(Entries with page source code)
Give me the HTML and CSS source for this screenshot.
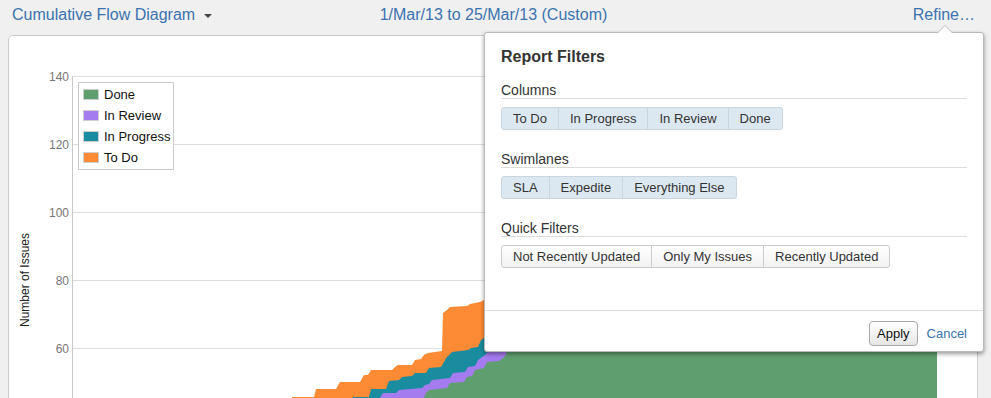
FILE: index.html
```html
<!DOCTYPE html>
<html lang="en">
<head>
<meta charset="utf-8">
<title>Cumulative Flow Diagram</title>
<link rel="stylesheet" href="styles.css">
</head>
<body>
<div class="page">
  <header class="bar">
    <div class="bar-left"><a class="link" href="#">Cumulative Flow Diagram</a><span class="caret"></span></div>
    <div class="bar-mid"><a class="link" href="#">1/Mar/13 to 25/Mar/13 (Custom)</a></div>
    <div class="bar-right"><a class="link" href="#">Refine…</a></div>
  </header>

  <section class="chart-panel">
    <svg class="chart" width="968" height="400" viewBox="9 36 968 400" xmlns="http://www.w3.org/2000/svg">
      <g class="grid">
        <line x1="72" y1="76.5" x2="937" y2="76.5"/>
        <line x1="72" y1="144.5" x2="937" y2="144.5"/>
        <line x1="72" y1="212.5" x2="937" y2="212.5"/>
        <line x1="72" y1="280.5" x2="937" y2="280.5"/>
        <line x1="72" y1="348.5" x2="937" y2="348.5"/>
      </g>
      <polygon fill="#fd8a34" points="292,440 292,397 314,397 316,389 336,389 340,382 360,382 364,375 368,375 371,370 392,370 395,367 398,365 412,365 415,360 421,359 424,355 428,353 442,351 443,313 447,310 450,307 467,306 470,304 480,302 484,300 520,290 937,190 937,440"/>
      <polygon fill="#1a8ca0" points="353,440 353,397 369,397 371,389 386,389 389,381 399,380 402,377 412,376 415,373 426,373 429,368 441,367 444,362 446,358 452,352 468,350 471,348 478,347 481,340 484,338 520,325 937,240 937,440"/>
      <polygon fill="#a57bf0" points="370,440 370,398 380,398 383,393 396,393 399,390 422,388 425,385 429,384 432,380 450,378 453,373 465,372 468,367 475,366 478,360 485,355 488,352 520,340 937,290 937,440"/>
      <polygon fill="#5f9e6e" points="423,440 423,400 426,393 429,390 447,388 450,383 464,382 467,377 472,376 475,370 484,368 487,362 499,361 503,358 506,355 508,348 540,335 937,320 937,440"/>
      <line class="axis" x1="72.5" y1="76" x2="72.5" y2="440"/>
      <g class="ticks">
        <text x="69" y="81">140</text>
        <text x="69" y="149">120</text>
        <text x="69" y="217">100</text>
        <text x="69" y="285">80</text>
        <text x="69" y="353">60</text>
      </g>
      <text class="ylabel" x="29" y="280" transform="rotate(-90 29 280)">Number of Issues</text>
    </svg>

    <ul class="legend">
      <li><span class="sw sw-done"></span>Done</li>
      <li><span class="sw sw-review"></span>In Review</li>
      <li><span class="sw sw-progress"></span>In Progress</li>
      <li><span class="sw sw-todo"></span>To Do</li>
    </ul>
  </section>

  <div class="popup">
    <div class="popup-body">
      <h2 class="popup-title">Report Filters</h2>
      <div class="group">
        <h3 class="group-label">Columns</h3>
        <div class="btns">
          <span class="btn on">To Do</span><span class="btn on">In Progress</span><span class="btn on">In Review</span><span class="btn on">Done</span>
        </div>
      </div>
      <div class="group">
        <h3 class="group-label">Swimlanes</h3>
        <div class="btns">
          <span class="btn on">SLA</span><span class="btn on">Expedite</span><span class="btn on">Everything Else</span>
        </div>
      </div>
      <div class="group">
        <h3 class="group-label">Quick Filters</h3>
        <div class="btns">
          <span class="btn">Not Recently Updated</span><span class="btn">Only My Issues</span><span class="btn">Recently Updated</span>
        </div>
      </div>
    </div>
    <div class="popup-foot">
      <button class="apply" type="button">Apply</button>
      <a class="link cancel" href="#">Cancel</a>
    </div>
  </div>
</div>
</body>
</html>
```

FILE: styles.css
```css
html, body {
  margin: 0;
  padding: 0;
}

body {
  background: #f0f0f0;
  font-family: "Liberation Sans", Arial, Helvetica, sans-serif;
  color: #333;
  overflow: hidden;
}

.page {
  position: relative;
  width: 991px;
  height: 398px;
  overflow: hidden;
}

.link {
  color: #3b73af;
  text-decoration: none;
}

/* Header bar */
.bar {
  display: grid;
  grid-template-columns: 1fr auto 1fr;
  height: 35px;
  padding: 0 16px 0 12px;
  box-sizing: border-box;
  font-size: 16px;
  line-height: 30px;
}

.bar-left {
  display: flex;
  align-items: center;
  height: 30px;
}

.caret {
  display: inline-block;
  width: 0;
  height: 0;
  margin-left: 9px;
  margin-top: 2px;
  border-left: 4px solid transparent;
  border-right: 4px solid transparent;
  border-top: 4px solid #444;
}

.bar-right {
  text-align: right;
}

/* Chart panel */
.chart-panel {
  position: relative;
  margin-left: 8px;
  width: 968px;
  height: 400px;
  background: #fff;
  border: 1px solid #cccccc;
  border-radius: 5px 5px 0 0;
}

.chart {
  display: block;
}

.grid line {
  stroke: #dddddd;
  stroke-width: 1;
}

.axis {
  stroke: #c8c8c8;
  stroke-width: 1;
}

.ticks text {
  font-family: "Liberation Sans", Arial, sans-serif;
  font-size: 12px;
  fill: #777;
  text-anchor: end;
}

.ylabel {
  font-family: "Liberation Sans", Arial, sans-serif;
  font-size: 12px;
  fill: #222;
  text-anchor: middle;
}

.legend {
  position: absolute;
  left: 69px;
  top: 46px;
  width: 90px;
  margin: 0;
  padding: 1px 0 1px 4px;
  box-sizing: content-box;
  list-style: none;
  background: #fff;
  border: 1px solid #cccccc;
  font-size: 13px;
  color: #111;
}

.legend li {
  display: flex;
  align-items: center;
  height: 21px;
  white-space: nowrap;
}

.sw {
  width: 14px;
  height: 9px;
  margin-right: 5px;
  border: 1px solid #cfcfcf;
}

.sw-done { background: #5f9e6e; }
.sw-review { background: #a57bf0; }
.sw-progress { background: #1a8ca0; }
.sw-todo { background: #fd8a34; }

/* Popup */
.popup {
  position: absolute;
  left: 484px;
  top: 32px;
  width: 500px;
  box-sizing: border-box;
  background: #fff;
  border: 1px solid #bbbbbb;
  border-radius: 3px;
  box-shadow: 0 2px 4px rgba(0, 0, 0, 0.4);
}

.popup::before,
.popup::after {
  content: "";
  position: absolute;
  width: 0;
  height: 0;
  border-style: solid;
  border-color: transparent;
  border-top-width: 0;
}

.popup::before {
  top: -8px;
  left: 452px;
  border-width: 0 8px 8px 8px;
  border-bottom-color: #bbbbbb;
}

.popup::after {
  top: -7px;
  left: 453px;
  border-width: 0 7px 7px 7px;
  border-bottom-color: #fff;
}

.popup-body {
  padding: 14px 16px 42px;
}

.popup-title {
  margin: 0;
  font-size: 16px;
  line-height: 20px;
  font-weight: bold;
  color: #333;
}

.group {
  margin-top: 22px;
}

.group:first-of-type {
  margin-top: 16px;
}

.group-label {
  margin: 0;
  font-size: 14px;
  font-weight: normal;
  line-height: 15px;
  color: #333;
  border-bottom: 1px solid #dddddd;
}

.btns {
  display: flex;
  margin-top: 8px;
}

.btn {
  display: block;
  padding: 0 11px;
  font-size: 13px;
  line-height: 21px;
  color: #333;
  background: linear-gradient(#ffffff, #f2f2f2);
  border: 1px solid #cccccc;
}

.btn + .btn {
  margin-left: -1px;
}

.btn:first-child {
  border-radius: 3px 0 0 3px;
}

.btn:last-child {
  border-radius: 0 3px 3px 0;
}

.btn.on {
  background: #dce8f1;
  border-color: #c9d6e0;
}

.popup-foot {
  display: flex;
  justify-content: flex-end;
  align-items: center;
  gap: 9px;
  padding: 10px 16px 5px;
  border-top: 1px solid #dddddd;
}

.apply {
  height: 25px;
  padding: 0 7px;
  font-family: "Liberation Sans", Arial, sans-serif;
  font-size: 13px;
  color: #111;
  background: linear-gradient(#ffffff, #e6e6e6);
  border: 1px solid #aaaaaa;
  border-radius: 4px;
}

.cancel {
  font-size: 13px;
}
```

---

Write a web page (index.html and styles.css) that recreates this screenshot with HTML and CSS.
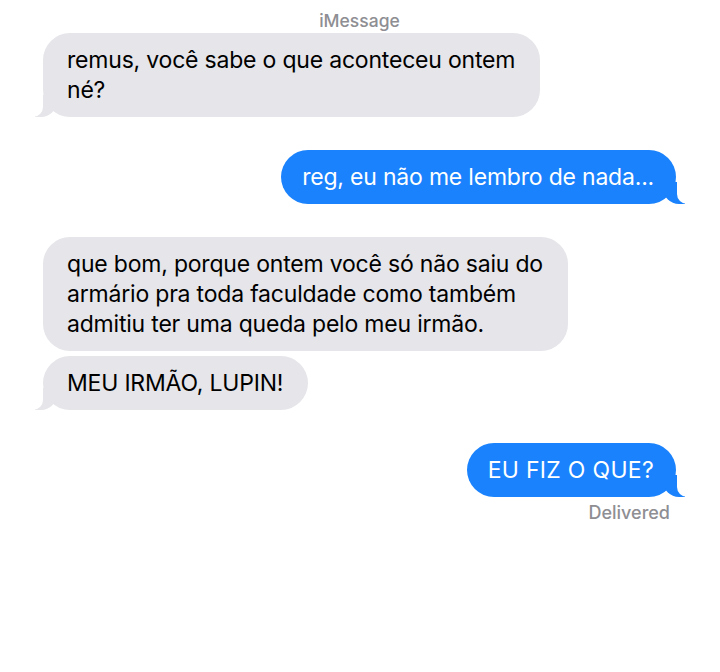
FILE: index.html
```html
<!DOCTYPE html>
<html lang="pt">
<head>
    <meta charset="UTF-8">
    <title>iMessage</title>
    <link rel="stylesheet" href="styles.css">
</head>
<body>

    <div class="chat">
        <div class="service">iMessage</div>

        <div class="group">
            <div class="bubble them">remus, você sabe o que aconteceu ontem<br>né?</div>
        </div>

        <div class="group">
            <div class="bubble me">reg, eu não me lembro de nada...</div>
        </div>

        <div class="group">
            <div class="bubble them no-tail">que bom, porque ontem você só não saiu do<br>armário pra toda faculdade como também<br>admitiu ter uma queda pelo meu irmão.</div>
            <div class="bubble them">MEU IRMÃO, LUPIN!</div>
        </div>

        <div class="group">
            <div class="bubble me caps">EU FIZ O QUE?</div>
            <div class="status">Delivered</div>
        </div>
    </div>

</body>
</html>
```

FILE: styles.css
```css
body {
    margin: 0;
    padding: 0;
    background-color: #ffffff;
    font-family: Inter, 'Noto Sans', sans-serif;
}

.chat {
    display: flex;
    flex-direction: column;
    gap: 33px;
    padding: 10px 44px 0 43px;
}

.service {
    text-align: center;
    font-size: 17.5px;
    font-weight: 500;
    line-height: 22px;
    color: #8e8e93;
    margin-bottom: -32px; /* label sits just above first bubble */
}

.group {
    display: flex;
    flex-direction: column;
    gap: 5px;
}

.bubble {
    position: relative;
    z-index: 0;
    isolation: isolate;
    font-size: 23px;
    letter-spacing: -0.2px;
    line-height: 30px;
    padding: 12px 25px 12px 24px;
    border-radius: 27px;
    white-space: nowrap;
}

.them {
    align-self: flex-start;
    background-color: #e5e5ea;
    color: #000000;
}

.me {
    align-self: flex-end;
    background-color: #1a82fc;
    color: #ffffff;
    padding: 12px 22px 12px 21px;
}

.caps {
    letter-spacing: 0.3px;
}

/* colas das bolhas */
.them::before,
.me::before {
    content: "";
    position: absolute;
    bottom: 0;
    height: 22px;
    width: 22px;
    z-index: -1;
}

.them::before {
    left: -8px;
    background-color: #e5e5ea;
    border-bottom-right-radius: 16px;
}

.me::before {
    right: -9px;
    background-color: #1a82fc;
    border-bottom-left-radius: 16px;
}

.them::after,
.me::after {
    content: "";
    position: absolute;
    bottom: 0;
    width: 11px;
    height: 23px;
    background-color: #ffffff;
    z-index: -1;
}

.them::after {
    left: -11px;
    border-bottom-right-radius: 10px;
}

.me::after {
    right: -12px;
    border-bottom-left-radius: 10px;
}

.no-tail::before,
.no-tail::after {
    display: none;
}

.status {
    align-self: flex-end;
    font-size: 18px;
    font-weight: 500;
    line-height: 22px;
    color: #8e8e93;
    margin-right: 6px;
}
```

### The task
List the lines of the material in which the word "screenshot" occurs.

### Output of the task
Give me the HTML and CSS source for this screenshot.
Write a web page (index.html and styles.css) that recreates this screenshot with HTML and CSS.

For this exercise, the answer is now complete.